認知症を正しく理解する
現在、日本では4人に1人が発症するといわれるのが認知症です。将来、親や配偶者、もしくは自分自身が患うことになるかもしれないこの病への正しい向き合い方とは?ケアの現場に長年立ち会ってきた浴風会ケアスクール校長・服部安子先生にお話を伺います。
人としての尊厳を保てる認知症ケアを目指して
病気や障害を持った弱い立場の人も社会の中で当たり前に人間らしく生きられる社会を目指したい―認知症ケアに関わることになった20年前、私の原点となったのはそんな思いでした。当時、日本ではまだ認知症そのものへの理解が進んでおらず、暴れる患者をやむなく縛ったり、隔離したりという例が珍しくありませんでした。しかし同じ国の同じ法制度のもと、認知症患者がひとりの人間としての尊厳を保てるような介護をしている施設も少ないながら存在し、それらを目標に自分でもより良い認知症ケアを追求したいと思ったのです。
また、長くこの仕事に携わる中で、認知症では本人はもちろん、家族を含めたケアが欠かせないことを実感してきました。家族が自分を犠牲にして必死で介護に当たるケースがあまりに多く、それが時には虐待などの不幸にもつながっています。本人も家族も生活の質を高めてその人なりに幸せに暮らすためには、認知症という病への正しい向き合い方を学ぶことが欠かせません。
できるだけ早期の診断を受けることが重要
ひと口に認知症といっても実はさまざまなタイプがあります。中でも発症頻度が一番高い代表的疾患が「アルツハイマー型認知症」で、全体の約50~60%にあたります。次に多い脳の血管の異常に起因する「脳血管性認知症」の約30%が続きます。3番目に多いのは「レビー小体型認知症」の約10%で、幻視や幻聴、歩行が小刻みなどが主な症状として挙げられます。4番目は、抑制のきかない性格変化が起こり、自己中心的、失語等が見られる「前頭側頭型認知症」で約5%にあたります。優しかった人が突然、痴漢や万引きなどの反社会的な行動をしてしまうような性格変容は、前頭側頭型の典型的な症状です。これらが一般に4大認知症と呼ばれるものです。

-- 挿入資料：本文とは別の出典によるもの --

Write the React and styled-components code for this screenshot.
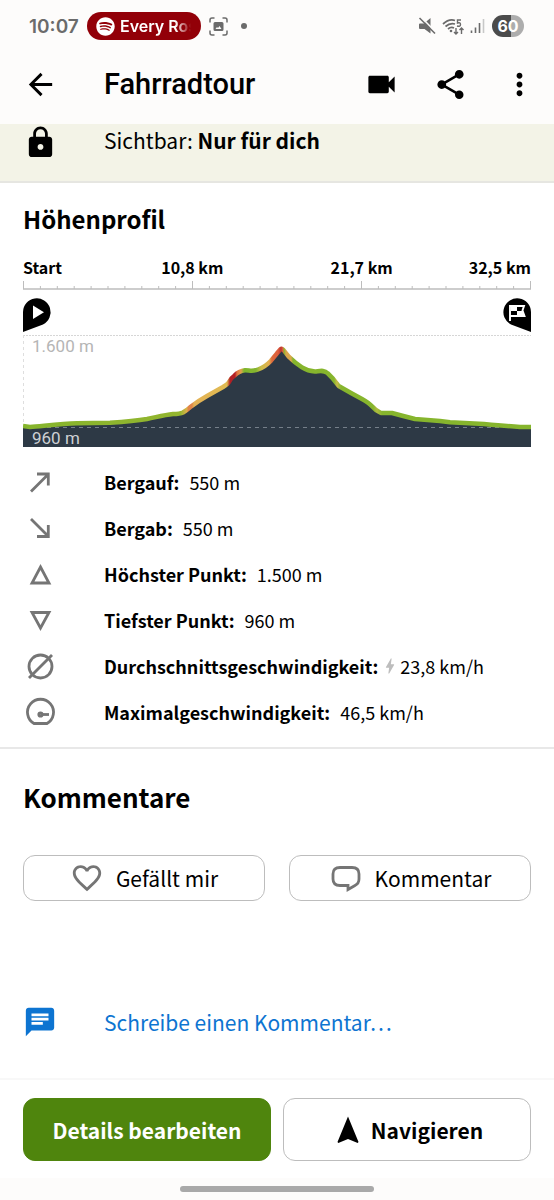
import React from "react";
import styled, { createGlobalStyle } from "styled-components";
import { FaSpotify } from "react-icons/fa";
import {
    MdArrowBack,
    MdBolt,
    MdChat,
    MdFavoriteBorder,
    MdLock,
    MdMoreVert,
    MdShare,
    MdVideocam,
} from "react-icons/md";

const stats = [
    { icon: "up", label: "Bergauf:", value: "550 m" },
    { icon: "down", label: "Bergab:", value: "550 m" },
    { icon: "highest", label: "Höchster Punkt:", value: "1.500 m" },
    { icon: "lowest", label: "Tiefster Punkt:", value: "960 m" },
    { icon: "average", label: "Durchschnittsgeschwindigkeit:", value: "23,8 km/h", bolt: true },
    { icon: "max", label: "Maximalgeschwindigkeit:", value: "46,5 km/h" },
];

const statShapes = {
    up: <path d="M8 26.500L24.500 10M14 9H25.300V20.500" />,
    down: <path d="M8 8L24.500 24.500M14 25.500H25.300V14" />,
    highest: <path d="M17.500 10L26 26H9Z" />,
    lowest: <path d="M9 9.500H26L17.500 25Z" />,
    average: (
        <>
            <circle cx="17.500" cy="17.500" r="11.500" />
            <path d="M6 29L29 6" />
        </>
    ),
    max: (
        <>
            <path d="M11 28.500H24A13 13 0 1 0 11 28.500Z" />
            <path d="M17.500 19.500H26" />
            <circle cx="17.500" cy="19.500" r="1.700" />
        </>
    ),
};

const gradeStops = [
    [0, "#86b52d"], [157, "#93b52f"], [164, "#e0b04a"], [165, "#e08448"], [169, "#e08448"],
    [171, "#e3b155"], [204, "#dfbb52"], [207, "#b32024"], [212, "#b32024"], [214, "#e0713f"],
    [218, "#e3a24d"], [221, "#7fb52d"], [233, "#84b52e"], [238, "#c9bb48"], [246, "#e3b04f"],
    [249, "#dd6a3c"], [255, "#de5f3d"], [258, "#bf3230"], [260, "#dd6a3c"], [261, "#86b52d"],
    [263, "#d9a74b"], [268, "#d9a74b"], [270, "#86b52d"], [311, "#86b52d"], [314, "#c9bb48"],
    [318, "#86b52d"], [350, "#86b52d"], [354, "#b0bb40"], [359, "#86b52d"], [508, "#86b52d"],
];

const profile =
    "M0 91L7 92C20 91 38 89 54 88.300L87 87.700C98 87 112 86 124 84C134 82 141 80 150 79Q157 79 160 77.500Q164 75 167 72.300Q175 66 184 61L200 52Q205 49 206 47Q208 43 211 41Q216 36 222 35.300C226 35 229 37 235 34.500Q242 32 248 25.700L254 18.300L257.500 14.300Q259 13 260.500 15L265.700 21.700Q272 28 279 32.300Q285 36 292 36.500C297 36 301 34.500 304.700 38.300Q310 43 315.700 51L328 58L339 64Q346 68 349 71.300Q353 76 358 78H369Q380 81 392 84L417 86L427 87.300L461 89Q484 91 497 92H508";

const ticks = Array.from({ length: 31 }, (_, i) => i);

const StatIcon = ({ name }) => (
    <Glyph width="35" height="35" viewBox="0 0 35 35" aria-hidden="true">
        {statShapes[name]}
    </Glyph>
);

const StatusBar = () => (
    <Status>
        <Clock>10:07</Clock>
        <Music>
            <FaSpotify size={19} />
            <Song>Every Ros</Song>
        </Music>
        <svg width="19" height="19" viewBox="0 0 19 19" fill="none" stroke="#6b6b6b" strokeWidth="1.500" aria-hidden="true">
            <path d="M1 5.500V3Q1 1 3 1H5.500M13.500 1H16Q18 1 18 3V5.500M18 13.500V16Q18 18 16 18H13.500M5.500 18H3Q1 18 1 16V13.500" />
            <path fill="#6b6b6b" stroke="none" fillRule="evenodd" d="M6 5H13Q14.500 5 14.500 6.500V12.500Q14.500 14 13 14H6Q4.500 14 4.500 12.500V6.500Q4.500 5 6 5ZM6.500 12H12.500L10.500 9L9 11L8 10Z" />
        </svg>
        <Dot />
        <Signals>
            <svg width="18" height="18" viewBox="0 0 18 18" aria-hidden="true">
                <path fill="#6b6b6b" d="M2 6.500H6L12.500 1V16.500L6.500 12H2Q1 12 1 11V7.500Q1 6.500 2 6.500Z" />
                <path stroke="#fdfcfb" strokeWidth="1.600" d="M3 0L18 15.500" />
                <path stroke="#6b6b6b" strokeWidth="1.600" d="M1.500 1L17 16.500" />
            </svg>
            <svg width="22" height="19" viewBox="0 0 22 19" fill="none" stroke="#6b6b6b" strokeWidth="1.700" aria-hidden="true">
                <path d="M1 7Q7 1.500 13 3.500M3.500 9.500Q8 5.500 13 7M6 12Q9 9.500 12 11" />
                <circle cx="9" cy="14" r="1.300" fill="#6b6b6b" stroke="none" />
                <path strokeWidth="1.400" d="M19 3H15.500V6Q18.500 5 18.500 7.500Q18.500 10 15 9M14 11V17M12 15L14 17L16 15M19.500 17V11M17.500 13L19.500 11L21.500 13" />
            </svg>
            <svg width="15" height="16" viewBox="0 0 15 16" strokeWidth="1.600" aria-hidden="true">
                <path stroke="#6b6b6b" d="M1.500 12.500V15M5.500 9.500V15M9.500 5V15" />
                <path stroke="#c8c8c8" d="M13.500 1V15" />
            </svg>
        </Signals>
        <Battery>60</Battery>
    </Status>
);

const ElevationChart = () => (
    <>
        <Distances>
            <span>Start</span>
            <span>10,8 km</span>
            <span>21,7 km</span>
            <span>32,5 km</span>
        </Distances>
        <Chart viewBox="0 0 508 170" role="img" aria-label="Höhenprofil der Tour">
            <defs>
                <linearGradient id="grade" gradientUnits="userSpaceOnUse" x1="0" y1="0" x2="508" y2="0">
                    {gradeStops.map(([x, color]) => (
                        <stop key={x} offset={x / 508} stopColor={color} />
                    ))}
                </linearGradient>
            </defs>
            <g stroke="#bdbdbd">
                <path d="M0 12H508" strokeWidth="1.500" />
                {ticks.map((i) => {
                    const x = 0.5 + i * 16.9;
                    return <path key={i} d={`M${x} 12V${i % 10 === 0 ? 4 : 9}`} />;
                })}
            </g>
            <g transform="translate(0 21)">
                <path d="M0 34V14A13.800 13.800 0 1 1 20 26.500Z" />
                <path d="M10 7.500L21 14.300L10 21Z" fill="#fff" />
            </g>
            <g transform="translate(480 21)">
                <path d="M28 34V14A13.800 13.800 0 1 0 8 26.500Z" />
                <path d="M7 23V8H21L19.500 12.500L21.500 18H7" fill="none" stroke="#fff" strokeWidth="1.900" />
                <path d="M8 8.500H14V13H8ZM14 13H19.500L21 17.500H14Z" fill="#fff" />
            </g>
            <g transform="translate(0 58)">
                <path d="M0 .5H508" stroke="#d6d6d6" strokeDasharray="2 1" />
                <path d="M.5 0V90" stroke="#dedede" strokeDasharray="3 3" />
                <path d={`${profile}V112H0Z`} fill="#2d3945" />
                <path d="M0 92.500H508" stroke="#87919a" strokeDasharray="4 4" opacity=".8" />
                <path d={profile} fill="none" stroke="url(#grade)" strokeWidth="4.500" strokeLinejoin="round" />
                <ChartLabel x="9" y="17" fill="#b5b5b5">1.600 m</ChartLabel>
                <ChartLabel x="9" y="109" fill="#cdd0d3">960 m</ChartLabel>
            </g>
        </Chart>
    </>
);

const App = () => {
    return (
        <Page>
            <GlobalStyle />
            <StatusBar />
            <Header>
                <IconButton aria-label="Zurück"><MdArrowBack size={35} /></IconButton>
                <Title>Fahrradtour</Title>
                <Actions>
                    <IconButton aria-label="Video"><MdVideocam size={35} /></IconButton>
                    <IconButton aria-label="Teilen"><MdShare size={35} /></IconButton>
                    <IconButton aria-label="Mehr"><MdMoreVert size={35} /></IconButton>
                </Actions>
            </Header>
            <Visibility>
                <MdLock size={35} />
                <p>Sichtbar: <b>Nur für dich</b></p>
            </Visibility>
            <Profile>
                <Heading>Höhenprofil</Heading>
                <ElevationChart />
                <Stats>
                    {stats.map((stat) => (
                        <Stat key={stat.icon}>
                            <StatIcon name={stat.icon} />
                            <StatText>
                                <dt>{stat.label}</dt>
                                <StatValue $bolt={stat.bolt}>
                                    {stat.bolt && <MdBolt size={20} color="#bdbdbd" />}
                                    {stat.value}
                                </StatValue>
                            </StatText>
                        </Stat>
                    ))}
                </Stats>
            </Profile>
            <Comments>
                <Heading $large>Kommentare</Heading>
                <Reactions>
                    <Reaction>
                        <MdFavoriteBorder size={34} color="#757575" />
                        Gefällt mir
                    </Reaction>
                    <Reaction>
                        <svg width="34" height="34" viewBox="0 0 34 34" fill="none" stroke="#757575" strokeWidth="2.800" aria-hidden="true">
                            <path d="M11 6.500H23Q30 6.500 30 13V18Q30 22.500 26 24.500L19 28.500V24.500H11Q4 24.500 4 18V13Q4 6.500 11 6.500Z" />
                        </svg>
                        Kommentar
                    </Reaction>
                </Reactions>
                <WriteComment href="#kommentar">
                    <MdChat size={34} />
                    Schreibe einen Kommentar…
                </WriteComment>
            </Comments>
            <Footer>
                <FooterButton $primary>Details bearbeiten</FooterButton>
                <FooterButton>
                    <svg width="28" height="28" viewBox="-6 0 28 28" aria-hidden="true">
                        <path d="M11 .5L21.500 26L20.700 27L11 23L1.300 27L.5 26Z" />
                    </svg>
                    Navigieren
                </FooterButton>
            </Footer>
            <GestureBar><Handle /></GestureBar>
        </Page>
    );
};

export default App;

const GlobalStyle = createGlobalStyle`
* {
    box-sizing: border-box;
}
body {
    margin: 0;
    background: #fff;
    color: #000;
    font-family: "Noto Sans CJK SC", "Noto Sans", sans-serif;
}
h1, h2, p, dl, dd {
    margin: 0;
}
button {
    padding: 0;
    border: none;
    background: none;
    color: inherit;
    font-family: inherit;
    cursor: pointer;
}
svg {
    display: block;
    flex-shrink: 0;
}
`;

const Page = styled.div`
    display: flex;
    flex-direction: column;
    min-height: 100vh;
`;

const Status = styled.div`
    display: flex;
    align-items: center;
    height: 52px;
    padding: 0 30px 0 29px;
    background: #fdfcfb;
    color: #6b6b6b;
    font-family: Inter, sans-serif;
`;

const Clock = styled.span`
    width: 58px;
    font-size: 19px;
    font-weight: 600;
`;

const Music = styled.div`
    display: flex;
    align-items: center;
    gap: 5px;
    width: 114px;
    height: 28px;
    margin-right: 8px;
    padding: 0 2px 0 9px;
    border-radius: 14px;
    background: #920008;
    color: #fff;
`;

const Song = styled.span`
    flex: 1;
    font-size: 16px;
    font-weight: 600;
    white-space: nowrap;
    mask-image: linear-gradient(90deg, #000 70%, transparent 90%);
`;

const Dot = styled.span`
    width: 6px;
    height: 6px;
    margin-left: 13px;
    border-radius: 50%;
    background: #6b6b6b;
`;

const Signals = styled.div`
    display: flex;
    align-items: center;
    gap: 6px;
    margin-left: auto;
`;

const Battery = styled.span`
    width: 32px;
    margin-left: 7px;
    border-radius: 11px;
    background: linear-gradient(90deg, #4b4b4b 60%, #adadad 60%);
    color: #fff;
    font-size: 16px;
    font-weight: 700;
    line-height: 22px;
    text-align: center;
`;

const Header = styled.header`
    display: flex;
    align-items: center;
    height: 72px;
    padding: 0 17px 8px 23px;
    background: #fdfcfb;
`;

const IconButton = styled.button`
    display: flex;
`;

const Title = styled.h1`
    margin-left: 46px;
    font-family: Roboto, sans-serif;
    font-size: 29px;
    font-weight: 500;
    line-height: 36px;
`;

const Actions = styled.div`
    display: flex;
    gap: 34px;
    margin-left: auto;
`;

const Visibility = styled.div`
    display: flex;
    gap: 46px;
    padding: 1px 23px 21px;
    border-bottom: 2px solid #e6e6e1;
    background: #f3f3e7;
    font-size: 21px;
    line-height: 30px;
`;

const Profile = styled.section`
    padding: 18px 23px 12px;
    border-bottom: 2px solid #e8e8e8;
`;

const Heading = styled.h2`
    font-size: ${({ $large }) => ($large ? "26px" : "24px")};
    font-weight: 700;
    line-height: 36px;
`;

const Distances = styled.div`
    display: grid;
    grid-template-columns: 1fr 2fr 2fr 1fr;
    margin-top: 20px;
    font-size: 16px;
    font-weight: 700;
    line-height: 20px;
    text-align: center;
    white-space: nowrap;

    span:first-child {
        text-align: left;
    }
    span:last-child {
        justify-self: end;
    }
`;

const Chart = styled.svg`
    width: 100%;
    height: auto;
`;

const ChartLabel = styled.text`
    font-family: Roboto, sans-serif;
    font-size: 17px;
`;

const Stats = styled.dl`
    margin-top: 12px;
`;

const Stat = styled.div`
    display: flex;
    align-items: center;
    gap: 46px;
    height: 46px;
`;

const Glyph = styled.svg`
    fill: none;
    stroke: #757575;
    stroke-width: 2.800;
`;

const StatText = styled.div`
    display: flex;
    font-size: 18px;
    line-height: 28px;
    white-space: nowrap;

    dt {
        font-weight: 700;
    }
`;

const StatValue = styled.dd`
    display: flex;
    align-items: center;
    padding-left: ${({ $bolt }) => ($bolt ? "2px" : "10px")};
`;

const Comments = styled.section`
    flex: 1;
    padding: 30px 23px;
`;

const Reactions = styled.div`
    display: grid;
    grid-template-columns: 1fr 1fr;
    gap: 24px;
    margin-top: 40px;
`;

const Reaction = styled.button`
    display: flex;
    align-items: center;
    justify-content: center;
    gap: 12px;
    height: 46px;
    border: 1px solid #bdbdbd;
    border-radius: 12px;
    font-size: 21px;
`;

const WriteComment = styled.a`
    display: flex;
    align-items: center;
    gap: 47px;
    margin-top: 104px;
    color: #0d74d1;
    font-size: 21px;
    line-height: 34px;
    text-decoration: none;
`;

const Footer = styled.footer`
    display: grid;
    grid-template-columns: 1fr 1fr;
    gap: 12px;
    padding: 18px 23px 17px;
    border-top: 2px solid #f8f8f8;
`;

const FooterButton = styled.button`
    display: flex;
    align-items: center;
    justify-content: center;
    gap: 12px;
    height: 63px;
    border: 1px solid ${({ $primary }) => ($primary ? "#4f850d" : "#bdbdbd")};
    border-radius: 12px;
    background: ${({ $primary }) => ($primary ? "#4f850d" : "#fff")};
    color: ${({ $primary }) => ($primary ? "#fff" : "#000")};
    font-size: 21px;
    font-weight: 700;
`;

const GestureBar = styled.div`
    display: flex;
    justify-content: center;
    padding: 8px 0;
    background: #fdfcfb;
`;

const Handle = styled.span`
    width: 35%;
    height: 6px;
    border-radius: 3px;
    background: #a9a9a9;
`;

上記のような認知症はある程度薬で進行を抑えることはできますが、完全に治す方法は残念ながら現在見つかっていません。しかし、中には「正常圧水頭症」「慢性硬膜下血腫」などが原因で、早期発見により治すことのできる認知症もあります。認知症で起こり得る症状を知っておき、「もしかして…」と思ったときはできるだけ早く専門医に相談することをおすすめします。
いざというときに備え家族間で話し合いを
もうひとつ大切なのは、いざ認知症と思われる症状が出たときにどうするか、健康なうちに家族間で話し合っておくことです。家族だけで認知症の人の面倒を見るのはあまりに負担が大きく、外部の手を上手に借りることが必要不可欠です。近隣にどのような病院・施設があるか、どんな公的サービスが利用できるか、介護に かかるお金はどうするかなどを家族の間で共有しておけば、いざというとき慌てずに済みます。

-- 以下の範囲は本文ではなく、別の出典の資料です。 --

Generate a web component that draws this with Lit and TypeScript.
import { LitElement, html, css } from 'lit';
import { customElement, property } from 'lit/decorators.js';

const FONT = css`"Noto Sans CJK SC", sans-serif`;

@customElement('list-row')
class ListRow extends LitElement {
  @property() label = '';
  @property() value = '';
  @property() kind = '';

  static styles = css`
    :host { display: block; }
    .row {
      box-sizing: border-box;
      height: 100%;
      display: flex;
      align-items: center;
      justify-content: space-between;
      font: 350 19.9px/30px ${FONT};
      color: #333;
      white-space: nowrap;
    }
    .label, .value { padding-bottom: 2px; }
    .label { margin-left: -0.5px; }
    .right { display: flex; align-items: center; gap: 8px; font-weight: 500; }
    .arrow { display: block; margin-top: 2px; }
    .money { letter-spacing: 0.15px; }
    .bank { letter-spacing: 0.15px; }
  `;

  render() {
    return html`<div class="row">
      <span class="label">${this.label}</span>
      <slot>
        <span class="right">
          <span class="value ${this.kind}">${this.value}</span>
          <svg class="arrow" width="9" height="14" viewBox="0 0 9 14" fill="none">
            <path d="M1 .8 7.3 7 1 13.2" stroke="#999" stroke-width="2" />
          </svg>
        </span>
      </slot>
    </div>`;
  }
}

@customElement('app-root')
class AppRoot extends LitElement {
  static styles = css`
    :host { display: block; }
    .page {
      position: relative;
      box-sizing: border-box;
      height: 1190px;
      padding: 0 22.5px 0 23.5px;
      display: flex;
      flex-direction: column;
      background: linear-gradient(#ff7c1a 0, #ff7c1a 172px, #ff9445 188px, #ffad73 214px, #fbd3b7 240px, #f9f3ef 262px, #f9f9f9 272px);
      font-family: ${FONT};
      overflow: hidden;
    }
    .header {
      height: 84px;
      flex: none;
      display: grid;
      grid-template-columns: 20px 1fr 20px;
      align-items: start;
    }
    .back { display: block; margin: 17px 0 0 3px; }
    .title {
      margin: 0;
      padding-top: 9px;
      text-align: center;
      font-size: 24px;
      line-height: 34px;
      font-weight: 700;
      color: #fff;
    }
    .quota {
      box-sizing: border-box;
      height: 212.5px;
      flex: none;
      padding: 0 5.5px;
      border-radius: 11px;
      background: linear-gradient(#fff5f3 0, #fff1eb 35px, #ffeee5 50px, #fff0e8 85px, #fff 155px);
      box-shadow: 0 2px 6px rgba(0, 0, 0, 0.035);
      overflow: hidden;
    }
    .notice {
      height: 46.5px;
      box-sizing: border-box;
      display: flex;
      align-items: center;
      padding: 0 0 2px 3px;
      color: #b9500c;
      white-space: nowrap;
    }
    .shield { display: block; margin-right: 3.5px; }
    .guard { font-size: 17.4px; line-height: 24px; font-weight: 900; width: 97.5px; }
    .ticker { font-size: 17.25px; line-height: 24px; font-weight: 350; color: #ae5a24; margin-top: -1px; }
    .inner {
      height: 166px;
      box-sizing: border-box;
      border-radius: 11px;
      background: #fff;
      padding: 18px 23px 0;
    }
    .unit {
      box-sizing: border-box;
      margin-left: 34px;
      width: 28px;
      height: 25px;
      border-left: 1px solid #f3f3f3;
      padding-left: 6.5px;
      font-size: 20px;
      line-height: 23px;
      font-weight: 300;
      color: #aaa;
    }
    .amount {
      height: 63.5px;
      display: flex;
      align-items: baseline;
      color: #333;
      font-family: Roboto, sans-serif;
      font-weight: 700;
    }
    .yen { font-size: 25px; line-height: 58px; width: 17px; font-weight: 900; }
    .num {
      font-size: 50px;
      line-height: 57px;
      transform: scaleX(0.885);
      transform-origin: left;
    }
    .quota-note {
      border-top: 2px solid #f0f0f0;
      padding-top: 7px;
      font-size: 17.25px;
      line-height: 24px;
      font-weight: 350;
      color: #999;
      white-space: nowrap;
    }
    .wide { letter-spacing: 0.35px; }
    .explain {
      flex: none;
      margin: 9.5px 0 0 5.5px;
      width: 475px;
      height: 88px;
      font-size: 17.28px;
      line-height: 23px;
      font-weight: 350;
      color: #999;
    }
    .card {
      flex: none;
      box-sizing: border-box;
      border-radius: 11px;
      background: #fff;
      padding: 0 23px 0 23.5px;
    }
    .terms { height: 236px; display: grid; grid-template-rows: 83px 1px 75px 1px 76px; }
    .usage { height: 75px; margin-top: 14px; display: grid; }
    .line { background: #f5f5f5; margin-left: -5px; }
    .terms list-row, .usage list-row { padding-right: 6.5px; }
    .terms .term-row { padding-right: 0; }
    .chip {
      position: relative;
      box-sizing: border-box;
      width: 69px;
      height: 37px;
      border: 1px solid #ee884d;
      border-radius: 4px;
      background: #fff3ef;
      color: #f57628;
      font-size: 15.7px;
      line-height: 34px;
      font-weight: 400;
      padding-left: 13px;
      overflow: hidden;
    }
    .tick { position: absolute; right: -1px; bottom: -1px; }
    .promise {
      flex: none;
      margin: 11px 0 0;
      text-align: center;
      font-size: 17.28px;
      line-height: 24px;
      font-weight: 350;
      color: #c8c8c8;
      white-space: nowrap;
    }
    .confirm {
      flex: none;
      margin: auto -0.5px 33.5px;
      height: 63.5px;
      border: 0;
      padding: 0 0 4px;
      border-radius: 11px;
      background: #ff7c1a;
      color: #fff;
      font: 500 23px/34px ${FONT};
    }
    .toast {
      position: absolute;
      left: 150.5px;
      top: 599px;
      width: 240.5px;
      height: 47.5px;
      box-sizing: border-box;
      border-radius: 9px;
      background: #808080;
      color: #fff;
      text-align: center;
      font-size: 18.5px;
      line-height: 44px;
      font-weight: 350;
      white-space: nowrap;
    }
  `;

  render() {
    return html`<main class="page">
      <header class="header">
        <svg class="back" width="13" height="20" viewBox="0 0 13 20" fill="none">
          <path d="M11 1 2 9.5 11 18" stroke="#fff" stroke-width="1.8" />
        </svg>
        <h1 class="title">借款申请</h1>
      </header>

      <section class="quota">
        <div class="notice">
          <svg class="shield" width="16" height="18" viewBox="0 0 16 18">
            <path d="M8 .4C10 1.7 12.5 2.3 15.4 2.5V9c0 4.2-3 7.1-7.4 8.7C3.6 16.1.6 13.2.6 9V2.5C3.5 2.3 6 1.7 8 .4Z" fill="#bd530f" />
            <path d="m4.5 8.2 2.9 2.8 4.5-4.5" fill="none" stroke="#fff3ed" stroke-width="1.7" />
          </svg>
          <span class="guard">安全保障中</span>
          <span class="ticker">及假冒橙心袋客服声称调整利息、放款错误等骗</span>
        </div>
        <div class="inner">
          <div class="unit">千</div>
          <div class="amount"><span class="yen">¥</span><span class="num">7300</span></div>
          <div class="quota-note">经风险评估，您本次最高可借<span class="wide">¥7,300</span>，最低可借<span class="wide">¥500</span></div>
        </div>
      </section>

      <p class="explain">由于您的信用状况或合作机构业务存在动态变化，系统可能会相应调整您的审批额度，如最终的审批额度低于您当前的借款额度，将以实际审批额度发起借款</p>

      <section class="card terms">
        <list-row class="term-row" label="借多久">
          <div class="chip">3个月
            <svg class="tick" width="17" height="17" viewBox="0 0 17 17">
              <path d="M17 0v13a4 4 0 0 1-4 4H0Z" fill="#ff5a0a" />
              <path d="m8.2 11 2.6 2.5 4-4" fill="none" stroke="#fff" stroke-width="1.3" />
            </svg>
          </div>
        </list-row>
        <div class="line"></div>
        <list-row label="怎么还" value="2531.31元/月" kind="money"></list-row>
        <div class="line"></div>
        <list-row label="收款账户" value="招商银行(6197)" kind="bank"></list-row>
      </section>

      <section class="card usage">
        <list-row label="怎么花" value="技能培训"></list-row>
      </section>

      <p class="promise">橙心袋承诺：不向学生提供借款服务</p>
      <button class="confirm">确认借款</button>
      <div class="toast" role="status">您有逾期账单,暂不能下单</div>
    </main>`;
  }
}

また、病院や医師によっても認知症への対応はかなり異なるため、診療を受ける際には注意が必要です。認知症という病気の本質を診る医師を探してください。専門外の医師のなかには、表面的な症状を薬で抑える対症療法ばかり行う人もいます。多剤処方によりいわゆる“薬漬け”となるのは望ましいことではありません。
「認知症は9割が介護、1割が医療」などといわれるように、認知症のケアは薬よりむしろコミュニケーションを大切にした本人が安心できる環境づくりが大切なのです。記憶や判断力を失っても、心は生きています。言動を頭ごなしに否定したり、理屈で説得したりしようとするのは、本人の気持ちを傷つけることにしかなりません。人としての尊厳を保てる環境に身を移しただけで、症状が大きく好転し、明るく意欲的になる方を私は多く見てきました。認知症は長く続く病気ではありますが、適切に対応すれば比較的落ち着いた良い状態で長生きすることも十分可能です。
今から始める認知症予防
認知症予防のためには、まず日頃の適度な運動が欠かせません。ノルマを決めてきつい運動をこなすのではなく、自分が楽しみながら体を動かせるものを見つけるようにします。社交ダンスなどは、複雑なステップを覚えて全身を動かすうえ、異性との交流で気持ちも若返ることができて効果的です。
同様に日々の食事も大切です。バランスよく食べることが基本ですが、特にトマトやブロッコリー、ウコン、イワシ、赤ワインなど抗酸化作用の高い食品摂取を勧める医師もいます。
頭を使うことも大切です。知的な刺激を得られる趣味をひとつでも持ち、長く続けて、認知症になりにくい生活に努めましょう。